In Australia, we call total strangers ‘mate’ by default — but not because we like or accept them! One migrant describes being “marooned on this desert island hellhole” while another describes Sydney as “very cliquey. Very hard to get in if you’re not ‘their’ type of people.”

‘straya!
BTW never met that guy.
I recall a comment from Humans of New York, that “Everyone is friendly, but nobody wants to be friends“. The chasm between ‘acquaintance’ and ‘friend’ perplexes me, but maybe it’s as simple as this Aussie expat in London found: “most of these people already have friends and don’t need any more“.
Aha! A clue?

My phase of life makes it doubly difficult.
You’re fighting them off in your tweens, but in your fifties? I guess the underlying assumption is that you’ve sorted it by then. But I’ve moved capital cities three times. Our social circles become fixed, family commitments expand, discretionary time shrinks.
Making friends now is hard work.

Sure, it can be done even at 50 no doubt, but at that age you conduct cost/benefit analyses for anything new, including relationships. Are they worth the effort? I’d need persuading that I need anyone else in my life right now.
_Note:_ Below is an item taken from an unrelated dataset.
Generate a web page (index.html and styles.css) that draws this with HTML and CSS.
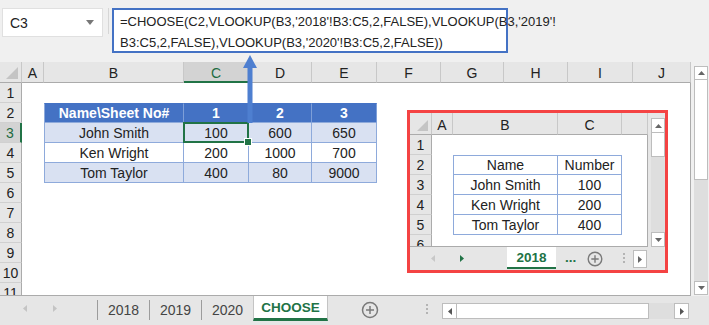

But need is not want, and I am also cognizant of the difference between loneliness and solitude. To have some chattering fuck-knuckle ruining the serenity of a wilderness hike, for example, means the cost is too high.
So, where to find a friend who only talks when I want them to?

Yes, yes I know — it’s not you, it’s me. Answer: “The reason I don’t have friends isn’t because other people don’t try, it’s because I push them away.”
Which means this whole fucking post was rhetorical.